** BRIEF **
Copy nothing but the text: reproduce each line of the listing exactly and leave the pictures out.

Start DATA SEGMENT

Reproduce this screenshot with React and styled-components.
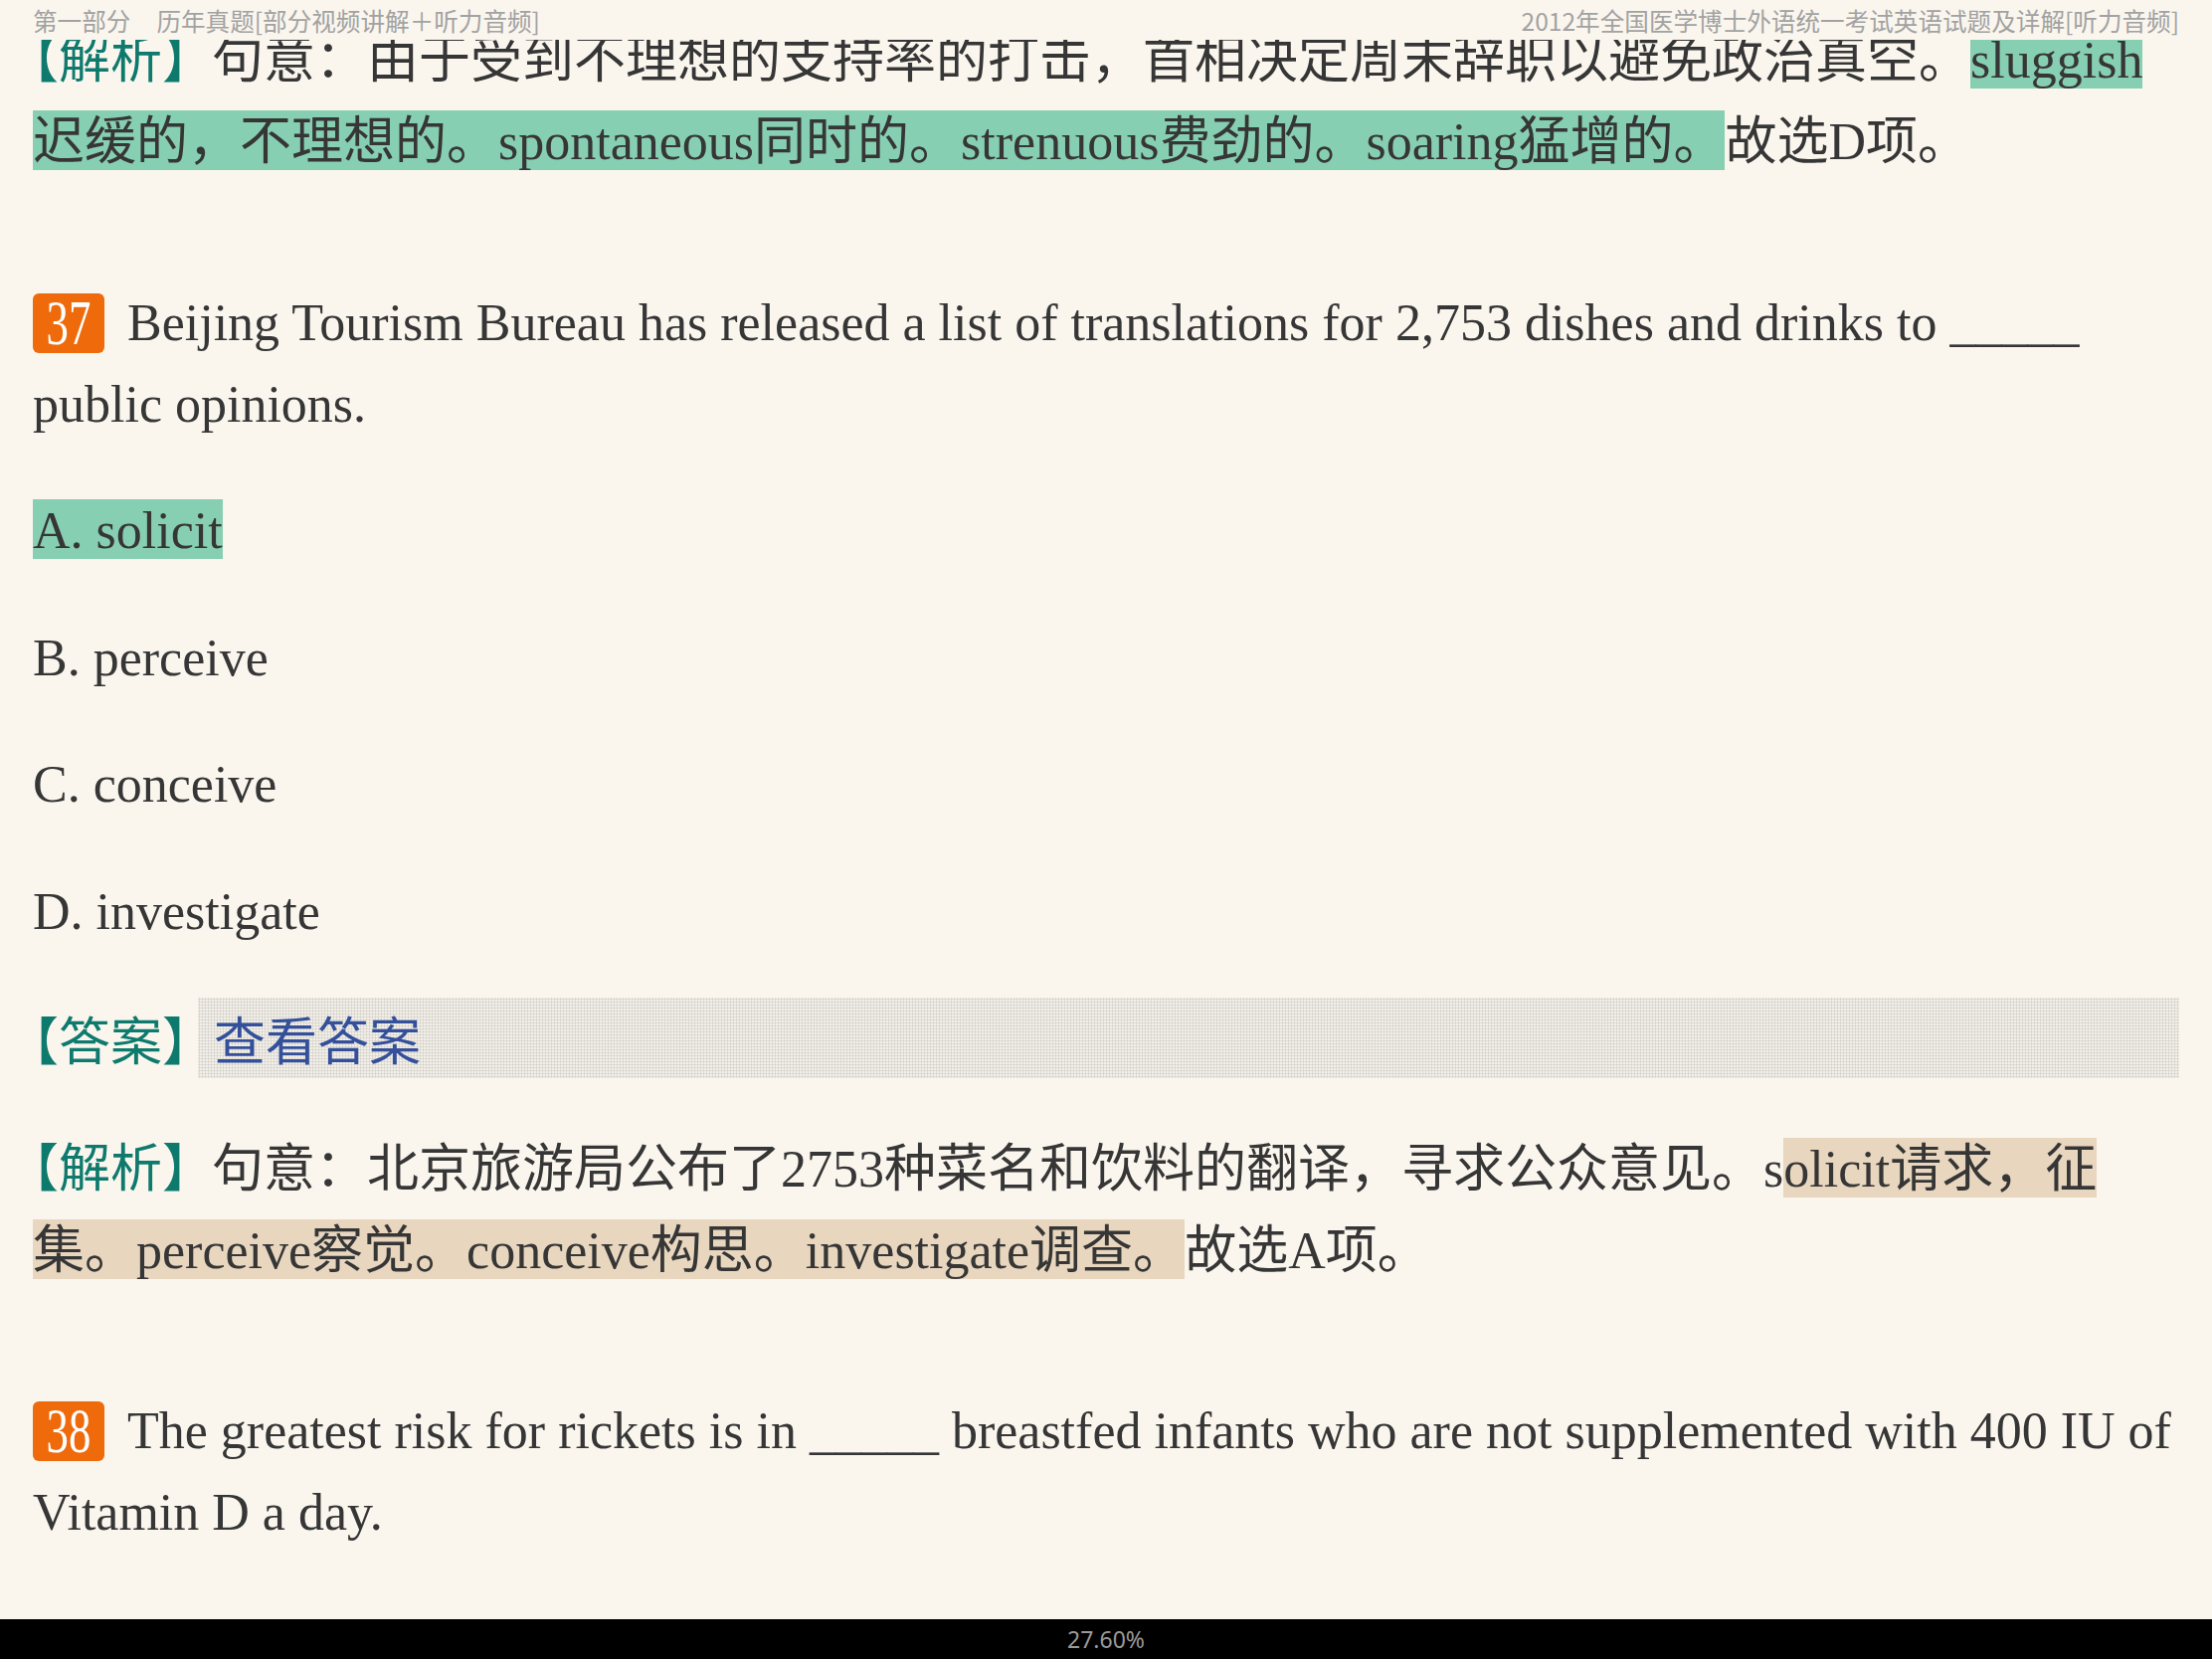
import React from "react";
import styled, { createGlobalStyle } from "styled-components";

const GlobalStyle = createGlobalStyle`
  html, body {
    margin: 0;
    padding: 0;
    background: #faf6ee;
  }
  body {
    font-family: "Liberation Serif", "Noto Sans CJK SC", serif;
  }
`;

const Page = styled.div`
  height: 100vh;
  display: flex;
  flex-direction: column;
  background: #faf6ee;
  overflow: hidden;
`;

const Header = styled.header`
  flex: 0 0 40px;
  display: flex;
  align-items: center;
  justify-content: space-between;
  padding: 0 33px;
  font-family: "Noto Sans CJK SC", "Noto Sans", sans-serif;
  font-size: 24.6px;
  line-height: 40px;
  color: #a2a2a2;
  white-space: nowrap;
  position: relative;
  z-index: 1;
  background: #faf6ee;
`;

const HeaderGroup = styled.div`
  display: flex;
  gap: 26px;
`;

const Viewport = styled.main`
  flex: 1 1 auto;
  overflow: hidden;
`;

const Content = styled.div`
  margin-top: -25px;
  padding: 0 33px;
  display: flex;
  flex-direction: column;
  gap: 45.5px;
`;

const Para = styled.p`
  margin: 0 0 ${(p) => (p.$section ? "54px" : "0")};
  font-size: 52px;
  line-height: 82px;
  color: #363636;
`;

const Label = styled.span`
  font-family: "Noto Sans CJK SC", sans-serif;
  font-feature-settings: "halt" 1;
  color: #0e7a6d;
  margin-right: ${(p) => p.$gap || "24px"};
`;

const Mark = styled.span`
  background: ${(p) => (p.$tone === "tan" ? "#e8d6bf" : "#87cfb2")};
  padding-top: 3px;
`;

const Badge = styled.span`
  display: inline-block;
  width: 72px;
  height: 60px;
  margin-right: 23px;
  border-radius: 6px;
  background: #ef6a0b;
  color: #ffffff;
  text-align: center;
  font-size: 64px;
  line-height: 60px;
  vertical-align: -4px;
`;

const BadgeNum = styled.span`
  display: inline-block;
  transform: scaleX(0.7);
`;

const AnswerRow = styled.div`
  display: flex;
  height: 81px;
  font-size: 52px;
  line-height: 81px;
  color: #363636;
`;

const DotBox = styled.div`
  flex: 1 1 auto;
  padding-left: 16px;
  font-family: "Noto Sans CJK SC", sans-serif;
  color: #34509a;
  background-color: #f3f0ea;
  background-image: radial-gradient(circle, #d4d1cb 0.9px, transparent 1.2px);
  background-size: 3px 3px;
`;

const Footer = styled.footer`
  flex: 0 0 40px;
  display: flex;
  align-items: center;
  justify-content: center;
  background: #000000;
  color: #9a9a9a;
  font-family: "Noto Sans", "Liberation Sans", sans-serif;
  font-size: 23px;
  position: relative;
  z-index: 1;
`;

const options = [
  { key: "A", text: "A. solicit", chosen: true },
  { key: "B", text: "B. perceive" },
  { key: "C", text: "C. conceive" },
  { key: "D", text: "D. investigate" },
];

export default function App() {
  return (
    <>
      <GlobalStyle />
      <Page>
        <Header>
          <HeaderGroup>
            <span>第一部分</span>
            <span>历年真题[部分视频讲解＋听力音频]</span>
          </HeaderGroup>
          <span>2012年全国医学博士外语统一考试英语试题及详解[听力音频]</span>
        </Header>
        <Viewport>
          <Content>
            <Para $section>
              <Label>【解析】</Label>
              句意：由于受到不理想的支持率的打击，首相决定周末辞职以避免政治真空。
              <Mark>
                sluggish迟缓的，不理想的。spontaneous同时的。strenuous费劲的。soaring猛增的。
              </Mark>
              故选D项。
            </Para>

            <Para>
              <Badge>
                <BadgeNum>37</BadgeNum>
              </Badge>
              Beijing Tourism Bureau has released a list of translations for 2,753 dishes and drinks to _____ public opinions.
            </Para>

            {options.map((o) => (
              <Para key={o.key}>{o.chosen ? <Mark>{o.text}</Mark> : o.text}</Para>
            ))}

            <AnswerRow>
              <Label $gap="10px">【答案】</Label>
              <DotBox>查看答案</DotBox>
            </AnswerRow>

            <Para $section>
              <Label>【解析】</Label>
              句意：北京旅游局公布了2753种菜名和饮料的翻译，寻求公众意见。s
              <Mark $tone="tan">
                olicit请求，征集。perceive察觉。conceive构思。investigate调查。
              </Mark>
              故选A项。
            </Para>

            <Para>
              <Badge>
                <BadgeNum>38</BadgeNum>
              </Badge>
              The greatest risk for rickets is in _____ breastfed infants who are not supplemented with 400 IU of Vitamin D a day.
            </Para>
          </Content>
        </Viewport>
        <Footer>27.60%</Footer>
      </Page>
    </>
  );
}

End DATA SEGMENT

** COMPLETE ANSWER **
Reproduce this screenshot with React and styled-components.
import React from "react";
import styled, { createGlobalStyle } from "styled-components";

const GlobalStyle = createGlobalStyle`
  html, body {
    margin: 0;
    padding: 0;
    background: #faf6ee;
  }
  body {
    font-family: "Liberation Serif", "Noto Sans CJK SC", serif;
  }
`;

const Page = styled.div`
  height: 100vh;
  display: flex;
  flex-direction: column;
  background: #faf6ee;
  overflow: hidden;
`;

const Header = styled.header`
  flex: 0 0 40px;
  display: flex;
  align-items: center;
  justify-content: space-between;
  padding: 0 33px;
  font-family: "Noto Sans CJK SC", "Noto Sans", sans-serif;
  font-size: 24.6px;
  line-height: 40px;
  color: #a2a2a2;
  white-space: nowrap;
  position: relative;
  z-index: 1;
  background: #faf6ee;
`;

const HeaderGroup = styled.div`
  display: flex;
  gap: 26px;
`;

const Viewport = styled.main`
  flex: 1 1 auto;
  overflow: hidden;
`;

const Content = styled.div`
  margin-top: -25px;
  padding: 0 33px;
  display: flex;
  flex-direction: column;
  gap: 45.5px;
`;

const Para = styled.p`
  margin: 0 0 ${(p) => (p.$section ? "54px" : "0")};
  font-size: 52px;
  line-height: 82px;
  color: #363636;
`;

const Label = styled.span`
  font-family: "Noto Sans CJK SC", sans-serif;
  font-feature-settings: "halt" 1;
  color: #0e7a6d;
  margin-right: ${(p) => p.$gap || "24px"};
`;

const Mark = styled.span`
  background: ${(p) => (p.$tone === "tan" ? "#e8d6bf" : "#87cfb2")};
  padding-top: 3px;
`;

const Badge = styled.span`
  display: inline-block;
  width: 72px;
  height: 60px;
  margin-right: 23px;
  border-radius: 6px;
  background: #ef6a0b;
  color: #ffffff;
  text-align: center;
  font-size: 64px;
  line-height: 60px;
  vertical-align: -4px;
`;

const BadgeNum = styled.span`
  display: inline-block;
  transform: scaleX(0.7);
`;

const AnswerRow = styled.div`
  display: flex;
  height: 81px;
  font-size: 52px;
  line-height: 81px;
  color: #363636;
`;

const DotBox = styled.div`
  flex: 1 1 auto;
  padding-left: 16px;
  font-family: "Noto Sans CJK SC", sans-serif;
  color: #34509a;
  background-color: #f3f0ea;
  background-image: radial-gradient(circle, #d4d1cb 0.9px, transparent 1.2px);
  background-size: 3px 3px;
`;

const Footer = styled.footer`
  flex: 0 0 40px;
  display: flex;
  align-items: center;
  justify-content: center;
  background: #000000;
  color: #9a9a9a;
  font-family: "Noto Sans", "Liberation Sans", sans-serif;
  font-size: 23px;
  position: relative;
  z-index: 1;
`;

const options = [
  { key: "A", text: "A. solicit", chosen: true },
  { key: "B", text: "B. perceive" },
  { key: "C", text: "C. conceive" },
  { key: "D", text: "D. investigate" },
];

export default function App() {
  return (
    <>
      <GlobalStyle />
      <Page>
        <Header>
          <HeaderGroup>
            <span>第一部分</span>
            <span>历年真题[部分视频讲解＋听力音频]</span>
          </HeaderGroup>
          <span>2012年全国医学博士外语统一考试英语试题及详解[听力音频]</span>
        </Header>
        <Viewport>
          <Content>
            <Para $section>
              <Label>【解析】</Label>
              句意：由于受到不理想的支持率的打击，首相决定周末辞职以避免政治真空。
              <Mark>
                sluggish迟缓的，不理想的。spontaneous同时的。strenuous费劲的。soaring猛增的。
              </Mark>
              故选D项。
            </Para>

            <Para>
              <Badge>
                <BadgeNum>37</BadgeNum>
              </Badge>
              Beijing Tourism Bureau has released a list of translations for 2,753 dishes and drinks to _____ public opinions.
            </Para>

            {options.map((o) => (
              <Para key={o.key}>{o.chosen ? <Mark>{o.text}</Mark> : o.text}</Para>
            ))}

            <AnswerRow>
              <Label $gap="10px">【答案】</Label>
              <DotBox>查看答案</DotBox>
            </AnswerRow>

            <Para $section>
              <Label>【解析】</Label>
              句意：北京旅游局公布了2753种菜名和饮料的翻译，寻求公众意见。s
              <Mark $tone="tan">
                olicit请求，征集。perceive察觉。conceive构思。investigate调查。
              </Mark>
              故选A项。
            </Para>

            <Para>
              <Badge>
                <BadgeNum>38</BadgeNum>
              </Badge>
              The greatest risk for rickets is in _____ breastfed infants who are not supplemented with 400 IU of Vitamin D a day.
            </Para>
          </Content>
        </Viewport>
        <Footer>27.60%</Footer>
      </Page>
    </>
  );
}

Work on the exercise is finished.